Dow v. Bailey

*61Fellows, J.

(Dissenting) I regret that I cannot agree with the construction placed upon the terms of this will in the opinion by the Chief Justice. It is, therefore, proper that I briefly state my reasons.

I am unable to overlook the testator’s use of the word “or” in paragraph eleven, subparagraphs (b) and (c) of the will, and I cannot avoid giving effect to what I am convinced the testator intended when he said “pay over.”

This will is a lawyer’s own will to which he clearly gave long and careful thought. The testator, Fred N. Dow, says “to pay over to my said son, William H. Dow or his heirs * * * * at such times as may be consistent with * * * * the general purposes of this will the sum of one hundred thousand dollars.” After thus directing in (b) that the trustees pay over the $100,000 the testator directs in (c) to pay to William H. Dow “or his heirs” interest at the rate of 4% on any portion at any time remaining unpaid.

The “general purposes of the will” were evidently to preserve the real estate and to use at first the income to clear debts existing at the time of the testator’s death. No part of the $100,000 was paid. Did the testator intend this sum to be so vested that it was alienable, or did he intend, by the word “or,” for this sum of $100,000 to go to William H. Dow, or to the heirs at law of William H. Dow determined as of the date of payment? If the use of the words “or his heirs” carries no controlling effect, as the opinion states, why were they used in this carefully drawn will?

I cannot believe, upon consideration of the whole will, that it was the intention of this cautious and technical testator that his use of the word “or” should mean “and” as construed in the opinion. He intended an alternative or substitute gift to those who were heirs at the time of payment. Union Safe v. Wooster, 125 Me. 22; Wyman v. Kenney (Vt.), 10 Atl. (2nd) 191 and cases, including the Wooster case, there cited; Delaware County Trust v. Hanby, *6219 Del. Chan. 228, 165 A. 568. See also Vol. 3 “Property,’ American Law Institute Restatement of the Law, Section 252, where this rule is adopted.

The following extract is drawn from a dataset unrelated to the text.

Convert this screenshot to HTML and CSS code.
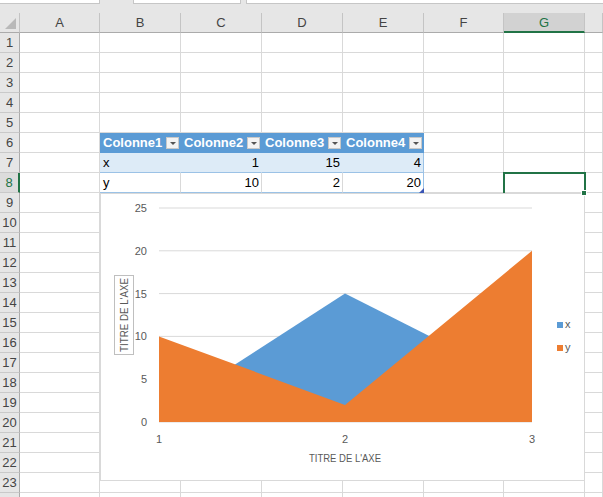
FILE: index.html
```html
<!DOCTYPE html>
<html lang="fr">

<head>
  <meta charset="UTF-8" />
  <meta name="viewport" content="width=device-width, initial-scale=1.0" />
  <title>Feuil1</title>
  <link rel="stylesheet" href="styles.css">
</head>

<body>
  <!-- barre de formule -->
  <div class="topbar">
    <div class="namebox"></div>
    <div class="btns"></div>
    <div class="formula"></div>
  </div>

  <div class="sheet">
    <!-- en-tetes de colonnes -->
    <div class="row head">
      <div class="corner"></div>
      <div>A</div>
      <div>B</div>
      <div>C</div>
      <div>D</div>
      <div>E</div>
      <div>F</div>
      <div class="sel">G</div>
      <div></div>
    </div>

    <div class="row"><div class="rh">1</div><div></div><div></div><div></div><div></div><div></div><div></div><div></div><div></div></div>
    <div class="row"><div class="rh">2</div><div></div><div></div><div></div><div></div><div></div><div></div><div></div><div></div></div>
    <div class="row"><div class="rh">3</div><div></div><div></div><div></div><div></div><div></div><div></div><div></div><div></div></div>
    <div class="row"><div class="rh">4</div><div></div><div></div><div></div><div></div><div></div><div></div><div></div><div></div></div>
    <div class="row"><div class="rh">5</div><div></div><div></div><div></div><div></div><div></div><div></div><div></div><div></div></div>

    <!-- tableau -->
    <div class="row">
      <div class="rh">6</div>
      <div></div>
      <div class="th">Colonne1<span class="dd"></span></div>
      <div class="th">Colonne2<span class="dd"></span></div>
      <div class="th">Colonne3<span class="dd"></span></div>
      <div class="th">Colonne4<span class="dd"></span></div>
      <div></div><div></div><div></div>
    </div>
    <div class="row">
      <div class="rh">7</div>
      <div></div>
      <div class="td band">x</div>
      <div class="td band num">1</div>
      <div class="td band num">15</div>
      <div class="td band num last">4</div>
      <div></div><div></div><div></div>
    </div>
    <div class="row">
      <div class="rh cur">8</div>
      <div></div>
      <div class="td">y</div>
      <div class="td num">10</div>
      <div class="td num">2</div>
      <div class="td num last">20</div>
      <div></div><div></div><div></div>
    </div>

    <div class="row"><div class="rh">9</div><div></div><div></div><div></div><div></div><div></div><div></div><div></div><div></div></div>
    <div class="row"><div class="rh">10</div><div></div><div></div><div></div><div></div><div></div><div></div><div></div><div></div></div>
    <div class="row"><div class="rh">11</div><div></div><div></div><div></div><div></div><div></div><div></div><div></div><div></div></div>
    <div class="row"><div class="rh">12</div><div></div><div></div><div></div><div></div><div></div><div></div><div></div><div></div></div>
    <div class="row"><div class="rh">13</div><div></div><div></div><div></div><div></div><div></div><div></div><div></div><div></div></div>
    <div class="row"><div class="rh">14</div><div></div><div></div><div></div><div></div><div></div><div></div><div></div><div></div></div>
    <div class="row"><div class="rh">15</div><div></div><div></div><div></div><div></div><div></div><div></div><div></div><div></div></div>
    <div class="row"><div class="rh">16</div><div></div><div></div><div></div><div></div><div></div><div></div><div></div><div></div></div>
    <div class="row"><div class="rh">17</div><div></div><div></div><div></div><div></div><div></div><div></div><div></div><div></div></div>
    <div class="row"><div class="rh">18</div><div></div><div></div><div></div><div></div><div></div><div></div><div></div><div></div></div>
    <div class="row"><div class="rh">19</div><div></div><div></div><div></div><div></div><div></div><div></div><div></div><div></div></div>
    <div class="row"><div class="rh">20</div><div></div><div></div><div></div><div></div><div></div><div></div><div></div><div></div></div>
    <div class="row"><div class="rh">21</div><div></div><div></div><div></div><div></div><div></div><div></div><div></div><div></div></div>
    <div class="row"><div class="rh">22</div><div></div><div></div><div></div><div></div><div></div><div></div><div></div><div></div></div>
    <div class="row"><div class="rh">23</div><div></div><div></div><div></div><div></div><div></div><div></div><div></div><div></div></div>
    <!-- ligne 24 a peine visible en bas -->
    <div class="row"><div class="rh"></div><div></div><div></div><div></div><div></div><div></div><div></div><div></div><div></div></div>

    <!-- cellule active G8 -->
    <div class="selection"></div>
    <span class="resize"></span>

    <!-- graphique en aires -->
    <div class="chart">
      <svg width="483" height="286" viewBox="0 0 483 286">
        <g class="grid">
          <line x1="58" y1="14" x2="431" y2="14" />
          <line x1="58" y1="56.8" x2="431" y2="56.8" />
          <line x1="58" y1="99.6" x2="431" y2="99.6" />
          <line x1="58" y1="142.4" x2="431" y2="142.4" />
          <line x1="58" y1="185.2" x2="431" y2="185.2" />
          <line x1="58" y1="228" x2="431" y2="228" />
        </g>
        <polygon fill="#5b9bd5" points="58,228 58,219.4 244,99.6 431,193.8 431,228" />
        <polygon fill="#ed7d31" points="58,228 58,142.4 244,210.9 431,56.8 431,228" />

        <g class="lbl" text-anchor="end">
          <text x="46" y="18">25</text>
          <text x="46" y="60.8">20</text>
          <text x="46" y="103.6">15</text>
          <text x="46" y="146.4">10</text>
          <text x="46" y="189.2">5</text>
          <text x="46" y="232">0</text>
        </g>
        <g class="lbl" text-anchor="middle">
          <text x="58" y="249">1</text>
          <text x="244" y="249">2</text>
          <text x="431" y="249">3</text>
          <text x="244" y="268" textLength="72" lengthAdjust="spacingAndGlyphs">TITRE DE L'AXE</text>
        </g>

        <rect class="ytitle" x="13.5" y="81.5" width="19" height="79" />
        <text class="lbl" text-anchor="middle" transform="translate(27,121) rotate(-90)" textLength="74" lengthAdjust="spacingAndGlyphs">TITRE DE L'AXE</text>

        <rect x="456" y="128" width="6" height="6" fill="#5b9bd5" />
        <text class="lbl" x="464" y="134">x</text>
        <rect x="456" y="151" width="6" height="6" fill="#ed7d31" />
        <text class="lbl" x="464" y="157">y</text>
      </svg>
    </div>

    <span class="handle"></span>
  </div>
</body>

</html>
```

FILE: styles.css
```css
* {
  box-sizing: border-box;
}

body {
  width: 603px;
  height: 497px;
  margin: 0;
  overflow: hidden;
  background-color: #e6e6e6;
  font-family: "Liberation Sans", Arial, sans-serif;
}

/* barre du haut */
.topbar {
  display: flex;
  height: 4px;
}

.topbar div {
  background-color: #fff;
  border: 1px solid #c6c6c6;
  border-top: 0;
}

.namebox {
  width: 101px;
  margin-left: -1px;
}

.btns {
  width: 108px;
  margin-left: 33px;
}

.formula {
  flex: 1;
  margin-left: 5px;
  border-right: 0 !important;
}

/* feuille */
.sheet {
  position: relative;
  margin-top: 9px;
  background-color: #fff;
}

.row {
  display: grid;
  grid-template-columns: 20px 80px 81px 81px 81px 81px 80px 81px 1fr;
  height: 20px;
}

.row > div {
  border-right: 1px solid #d9d9d9;
  border-bottom: 1px solid #d9d9d9;
  font-size: 13px;
  line-height: 20px;
  white-space: nowrap;
  overflow: hidden;
}

/* en-tetes */
.head > div {
  background-color: #e6e6e6;
  border-right-color: #c4c4c4;
  border-bottom-color: #ababab;
  color: #444;
  text-align: center;
}

.head > .sel {
  background-color: #d2d2d2;
  border-bottom: 2px solid #217346;
  color: #217346;
}

.head > .corner {
  position: relative;
}

.corner::after {
  content: "";
  position: absolute;
  right: 3px;
  bottom: 3px;
  border-left: 11px solid transparent;
  border-bottom: 11px solid #b9b9b9;
}

.row > .rh {
  background-color: #e6e6e6;
  border-right-color: #ababab;
  border-bottom-color: #c9c9c9;
  color: #444;
  text-align: center;
}

.row > .cur {
  background-color: #dcdcdc;
  border-right: 2px solid #217346;
  color: #217346;
}

/* tableau */
.row > .th {
  position: relative;
  padding-left: 3px;
  background-color: #5b9bd5;
  border-color: #5b9bd5;
  color: #fff;
  font-weight: bold;
}

.dd {
  position: absolute;
  top: 4px;
  right: 1px;
  width: 13px;
  height: 12px;
  background-color: #f3f3f3;
  border: 1px solid #c8c8c8;
}

.dd::after {
  content: "";
  position: absolute;
  left: 3px;
  top: 4px;
  border-left: 3px solid transparent;
  border-right: 3px solid transparent;
  border-top: 3px solid #555;
}

.row > .td {
  padding: 0 2px 0 3px;
  color: #000;
  border-bottom-color: #9bc2e6;
}

.row > .band {
  background-color: #ddebf7;
  border-right-color: #ddebf7;
}

.row > .last {
  border-right-color: #9bc2e6;
}

.num {
  text-align: right;
}

/* selection */
.selection {
  position: absolute;
  left: 503px;
  top: 159px;
  width: 83px;
  height: 24px;
  border: 2px solid #217346;
}

.handle {
  position: absolute;
  left: 581px;
  top: 177px;
  width: 6px;
  height: 6px;
  background-color: #217346;
  border: 1px solid #fff;
  z-index: 2;
}

.resize {
  position: absolute;
  left: 419px;
  top: 175px;
  border-left: 5px solid transparent;
  border-bottom: 5px solid #3a55b5;
  z-index: 2;
}

/* graphique */
.chart {
  position: absolute;
  left: 100px;
  top: 180px;
  width: 485px;
  height: 288px;
  background-color: #fff;
  border: 1px solid #d9d9d9;
}

.chart svg {
  display: block;
}

.grid line {
  stroke: #d9d9d9;
  stroke-width: 1;
}

.lbl {
  font-family: "Liberation Sans", Arial, sans-serif;
  font-size: 11px;
  fill: #595959;
}

.ytitle {
  fill: none;
  stroke: #bfbfbf;
}
```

Another reason is, that the testator made no other disposition except for the trustees to pay at some future time. Our court has stated that such provision has great weight. “When the only gift is found in the direction to pay or distribute at a future time, the gift is future and not immediate, contingent but not vested. Its reason is plain. The direction has no reference to the present and can be executed only in the future, and if in the meantime the donee shall die, the direction cannot be exercised at all.” Giddings v. Gillingham, 108 Me. 512, 518; Storrs v. Burgess, 101 Me. 26; Moulton v. Chapman, 108 Me. 417.

I agree that any of the 4% interest unpaid, up to the time of the death of William H. Dow, may be considered as vested in William H. Dow. The unpaid principal was not so vested.